At ten, I finally moved in with my dad and began to collect memories with one of my parents. Despite the move however, my dad made sure to keep my grandparents an integral part of my life. Every weekend instead of my grandparents coming to pick me up, my dad would drop me off at their house on his way to work as a private nurse where he would be for the whole two days and then pick me up each Sunday night.
If the weekends weren’t my oasis already, they certainly were now. Living with my dad was a new experience altogether and being able to return to the place I was so comfortable with-if only for two days-helped me adjust to the change by providing me with a time and place of routine and familiarity. Every Friday night when my dad would drop me off, my grandma already had marinara sauce bubbling away on the stove to make my favorite dinner: a giant plate of her pasta. These weekends I went ice skating, pretending I was an Olympic gold medalist. My grandma took me shopping for school clothes and let me wander around Barnes and Noble for hours at a time. They continued to let me grow, even when the path through adolescence was bumpy.

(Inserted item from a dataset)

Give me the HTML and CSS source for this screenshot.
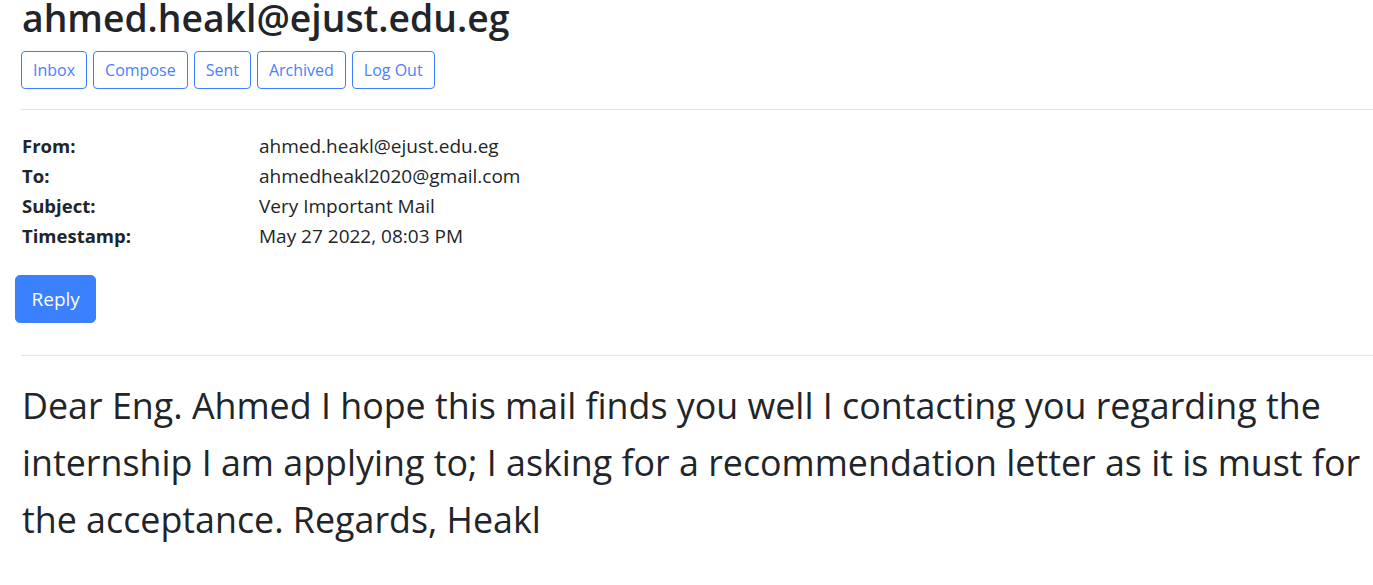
FILE: index.html
```html
<!DOCTYPE html>
<html lang="en">
<head>
<meta charset="utf-8">
<title>Mail</title>
<link rel="stylesheet" href="styles.css">
</head>
<body>
<div class="page">
  <h1 class="title">ahmed.heakl@ejust.edu.eg</h1>
  <nav class="nav">
    <button class="btn-outline">Inbox</button>
    <button class="btn-outline">Compose</button>
    <button class="btn-outline">Sent</button>
    <button class="btn-outline">Archived</button>
    <button class="btn-outline">Log Out</button>
  </nav>
  <hr class="rule rule-top">
  <div class="meta">
    <div class="label">From:</div><div class="value">ahmed.heakl@ejust.edu.eg</div>
    <div class="label">To:</div><div class="value">ahmedheakl2020@gmail.com</div>
    <div class="label">Subject:</div><div class="value">Very Important Mail</div>
    <div class="label">Timestamp:</div><div class="value">May 27 2022, 08:03 PM</div>
  </div>
  <div class="actions">
    <button class="btn-primary">Reply</button>
  </div>
  <hr class="rule rule-body">
  <p class="body-text">Dear Eng. Ahmed I hope this mail finds you well I contacting you regarding the internship I am applying to; I asking for a recommendation letter as it is must for the acceptance. Regards, Heakl</p>
</div>
</body>
</html>
```

FILE: styles.css
```css
* { box-sizing: border-box; }

html, body {
  margin: 0;
  padding: 0;
  background: #ffffff;
}

body {
  font-family: "Open Sans", "Noto Sans", sans-serif;
  color: #212529;
  overflow: hidden;
}

.page {
  padding: 0 0 0 21px;
}

.title {
  margin: 0 0 16px 1px;
  font-size: 37.3px;
  font-weight: 600;
  line-height: 35px;
  color: #212529;
}

.nav {
  display: flex;
  gap: 6px;
}

.btn-outline {
  font-family: inherit;
  font-size: 16px;
  line-height: 24px;
  padding: 6px 11px;
  border: 1px solid #3b80ff;
  border-radius: 4px;
  background: transparent;
  color: #4a80ff;
  cursor: pointer;
}

.rule {
  border: 0;
  border-top: 1px solid rgba(0, 0, 0, 0.1);
  margin: 0;
}

.rule-top {
  margin-top: 20px;
}

.meta {
  display: grid;
  grid-template-columns: 237px auto;
  margin: 21px 0 0 1px;
}

.label {
  font-size: 18.5px;
  font-weight: 700;
  line-height: 30px;
}

.value {
  font-size: 19px;
  line-height: 30px;
}

.actions {
  margin: 24px 0 0 -6px;
}

.btn-primary {
  font-family: inherit;
  font-size: 19px;
  line-height: 30px;
  padding: 8px 15.5px;
  border: 1px solid #3b80ff;
  border-radius: 5px;
  background: #3b80ff;
  color: #ffffff;
  cursor: pointer;
}

.rule-body {
  margin-top: 32px;
}

.body-text {
  margin: 21px 0 0 1px;
  font-size: 35.8px;
  line-height: 57px;
}
```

Slowly, I became more adjusted and comfortable to living with my dad and began to create a sense of familiarity and comfort in our home. I began to visit my grandparents less, but still kept them integrated in my life with daily phone calls and occasional visits.
But when my dad passed away when I was only seventeen, I had to move in with a relative. It was difficult coming to terms with leaving the home I had established with my dad behind, but after all the years with my grandparents, I knew I had a place to go where I would be welcomed. Where I would feel safe, loved, and taken care of, like I always had. I moved in with them and instead of their house being my oasis, it became my home.
Over the last couple of years, things have certainly changed. I now know the challenges my grandparents faced on a daily basis with my mother when I was only a little girl and the challenges they still face with her today. I see the difficulty in their old age of simply getting around the house and making those delicious Italian suppers I have grown to love. Things are certainly not as perfect as I remember them in my childhood, but I appreciate all they have done and will do for me as I get older.
This past August, I left my grandparents to move into my college town. When I return home, I feel that sense of oasis yet again as I return to all that has been familiar to me. There are a few changes, however. Now, my grandpa teases me incessantly about the food I like to eat-which does not include a giant plate of pasta anymore-while my grandma loves to have breakfast with me each morning before my grandpa even wakes up. It’s just the two of us, with the sun streaming in through the dining room onto our plates of cut up fruit, muffins, eggs, and mugs of juice and tea. We talk about everything. Sometimes, it’s the weather and how gray or blue the sky is outside; sometimes, it’s about our plans for the day; sometimes, it’s about the latest family gossip; and sometimes, it’s nothing at all as we sit in each other’s company knowing we don’t need to say a word to know that the other person is completely, and totally, understood.